Can AI Replace Marketers?

Based on our discussion, the answer is no. AI can analyze patterns, structure ideas, and automate workflows. But it cannot create lived experiences, cultural understanding, or emotional nuance. Automation can accelerate creativity, but it cannot originate meaning.

Human perspective is still the foundation of real connection.

Why a Podcast Makes Sense in the Age of AI

Jelena shared that one of the biggest motivations for starting the podcast was a craving for real conversation. Platforms can sometimes feel like AI talking to AI.

Sitting with creators, asking questions organically, and engaging without scripts reminded Jelena how much genuine connection has been missing from the digital world.

This podcast is an attempt to bring that back.

Standing Out When Every Other Person Is Now a “Creator”

With AI making content production easier than ever, the only real differentiator is personality. Jelena stays original by observing what resonates with her audience, drawing inspiration from creators she admires, and adapting ideas to fit her unique style.

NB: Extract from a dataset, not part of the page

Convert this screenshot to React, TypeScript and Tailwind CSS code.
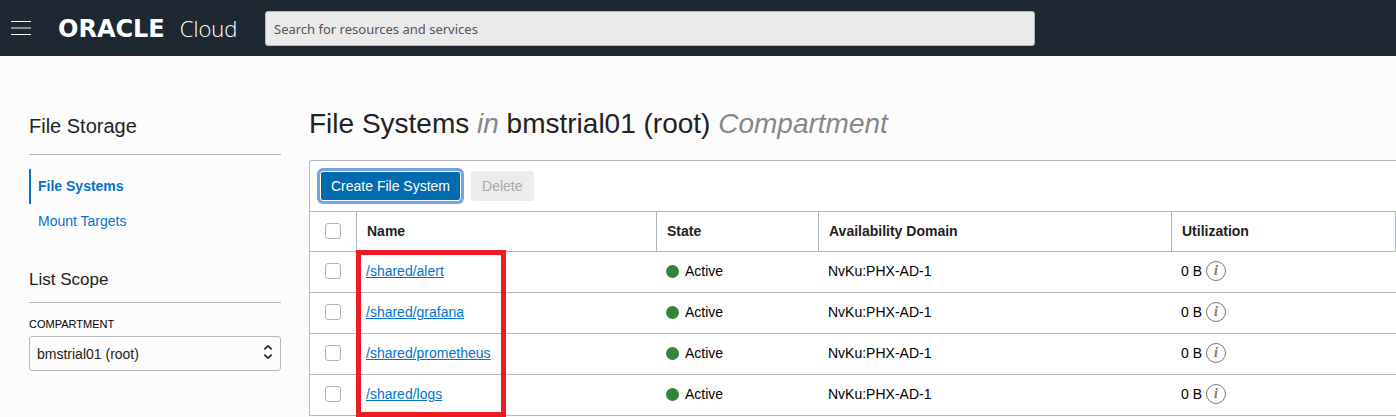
import React from "react";

const fileSystems = [
  { name: "/shared/alert", state: "Active", domain: "NvKu:PHX-AD-1", used: "0 B" },
  { name: "/shared/grafana", state: "Active", domain: "NvKu:PHX-AD-1", used: "0 B" },
  { name: "/shared/prometheus", state: "Active", domain: "NvKu:PHX-AD-1", used: "0 B" },
  { name: "/shared/logs", state: "Active", domain: "NvKu:PHX-AD-1", used: "0 B" },
];

function Checkbox({ label }: { label: string }) {
  return (
    <input
      type="checkbox"
      aria-label={label}
      className="block size-4 appearance-none rounded-[3px] border border-[#aeb4be] bg-white checked:bg-[#0572ce]"
    />
  );
}

function Header() {
  return (
    <header className="flex h-14 items-center bg-[#1e2833] pl-[11px] pr-4 text-white">
      <button type="button" aria-label="Open navigation menu" className="flex w-5 flex-col gap-[5px]">
        <span className="h-px w-full bg-white" />
        <span className="h-0.5 w-full bg-[#8a8f8e]" />
        <span className="h-px w-full bg-white" />
      </button>
      <a href="#home" className="ml-[27px] flex w-[207px] shrink-0 items-baseline gap-[15px]">
        <span className="font-['DejaVu_Sans',sans-serif] text-2xl/8 font-bold">ORACLE</span>
        <span className="font-['Open_Sans',sans-serif] text-[22px]/8 font-light">Cloud</span>
      </a>
      <input
        type="search"
        aria-label="Search for resources and services"
        placeholder="Search for resources and services"
        className="h-[35px] min-w-0 max-w-[770px] flex-1 rounded-[3px] border border-[#b1b6c1] bg-[#eaeaea] px-2 pt-0.5 font-['Noto_Sans',sans-serif] text-[13px] text-[#333] placeholder:text-[#555]"
      />
    </header>
  );
}

function Sidebar() {
  return (
    <aside className="w-[252px] shrink-0 pt-[58px]">
      <h2 className="border-b border-[#b1b6c1] pb-[15px] text-xl/[25px] text-[#222]">File Storage</h2>
      <nav className="mt-3.5 flex flex-col text-sm text-[#0572ce]">
        <a
          href="#file-systems"
          className="flex h-[35px] items-center border-l-2 border-[#0572ce] pb-0.5 pl-[7px] font-bold"
        >
          File Systems
        </a>
        <a
          href="#mount-targets"
          className="flex h-[35px] items-center border-l-2 border-transparent pb-0.5 pl-[7px]"
        >
          Mount Targets
        </a>
      </nav>
      <h3 className="mt-[31px] border-b border-[#b1b6c1] pb-3 text-[17px]/5 text-[#222]">List Scope</h3>
      <label htmlFor="compartment" className="mt-[13px] block text-[11px]/4 text-black">
        COMPARTMENT
      </label>
      <div className="relative mt-1">
        <select
          id="compartment"
          className="h-[35px] w-full appearance-none rounded-[3px] border border-[#b1b6c1] bg-[#fcfcfc] px-[7px] text-sm text-[#222]"
        >
          <option>bmstrial01 (root)</option>
        </select>
        <svg
          viewBox="0 0 10 16"
          className="pointer-events-none absolute right-2 top-2 h-4 w-2.5"
          fill="none"
          stroke="#222"
          strokeWidth="1.7"
        >
          <path d="M1.3 5.3 5 1.8l3.7 3.5M1.3 10.7 5 14.2l3.7-3.5" />
        </svg>
      </div>
    </aside>
  );
}

function FileSystemTable() {
  return (
    <div className="relative">
      <table className="w-full table-fixed border-separate border-spacing-0 text-left text-sm/5 text-black">
        <colgroup>
          <col className="w-[47px]" />
          <col className="w-[300px]" />
          <col className="w-[162px]" />
          <col className="w-[353px]" />
          <col />
        </colgroup>
        <thead>
          <tr className="h-[41px] text-[#222] *:border-y *:border-r *:border-[#b1b6c1] *:px-2.5 *:pt-0 *:pb-0.5">
            <th>
              <div className="pl-[5px]">
                <Checkbox label="Select all file systems" />
              </div>
            </th>
            <th>Name</th>
            <th>State</th>
            <th>Availability Domain</th>
            <th>Utilization</th>
          </tr>
        </thead>
        <tbody>
          {fileSystems.map((fs) => (
            <tr key={fs.name} className="h-[41px] *:border-b *:border-[#b1b6c1] *:px-[9px] *:pt-0 *:pb-0.5">
              <td>
                <div className="pl-1.5">
                  <Checkbox label={"Select " + fs.name} />
                </div>
              </td>
              <td>
                <a href={"#" + fs.name} className="text-[#0572ce] underline">
                  {fs.name}
                </a>
              </td>
              <td>
                <div className="flex items-center gap-1.5">
                  <span className="size-[13px] rounded-full bg-[#338438]" />
                  {fs.state}
                </div>
              </td>
              <td>{fs.domain}</td>
              <td>
                <div className="flex items-center gap-1">
                  {fs.used}
                  <button
                    type="button"
                    aria-label={"About utilization of " + fs.name}
                    className="flex size-5 items-center justify-center rounded-full border border-[#777] font-['Liberation_Serif',serif] text-sm/4 font-bold italic text-[#777]"
                  >
                    i
                  </button>
                </div>
              </td>
            </tr>
          ))}
        </tbody>
      </table>
      <div className="pointer-events-none absolute -bottom-px left-[46px] h-[167px] w-[150px] border-5 border-[#ed1c24]" />
    </div>
  );
}

export default function App() {
  return (
    <div className="min-h-screen bg-[#fcfcfc] font-['Liberation_Sans',Arial,sans-serif]">
      <Header />
      <div className="flex gap-7 pl-[29px]">
        <Sidebar />
        <main className="min-w-0 flex-1 pt-[50px]">
          <h1 className="text-[28px]/9 text-[#222]">
            File Systems <i className="text-[#888]">in</i> bmstrial01 (root) <i className="text-[#888]">Compartment</i>
          </h1>
          <section className="mt-[18px] rounded-tl-[3px] border-l border-t border-[#b1b6c1] bg-white">
            <div className="flex gap-2.5 px-2.5 py-2.5 text-sm">
              <button
                type="button"
                className="h-[30px] rounded-[3px] border border-white bg-[#006bae] px-2.5 text-white ring-3 ring-[#76a4e2]"
              >
                Create File System
              </button>
              <button type="button" disabled className="h-[30px] rounded-[3px] bg-[#ececec] px-[11px] text-[#aaa]">
                Delete
              </button>
            </div>
            <FileSystemTable />
          </section>
        </main>
      </div>
    </div>
  );
}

AI doesn’t define the ideas, real interests, lived experiences, and genuine curiosity do.

The Future of Automation in Marketing

Jelena sees a future where automation removes the repetitive weight of marketing and allows creators to step deeper into creativity. When used wisely, these tools can help creators experiment more, design more, and imagine more.

The danger only emerges when automation replaces identity. Used correctly, it amplifies identity instead.

Final Takeaway

Jelena wrapped the conversation with something every creator needs to hear:

Use automation. Use AI. But use them as tools, not replacements.

  • Let them save time, not steal identity.
  • Let them support creativity, not flatten it.
  • Let them increase output, not erase the human behind the screen.

The audience follows the creator, not the tool.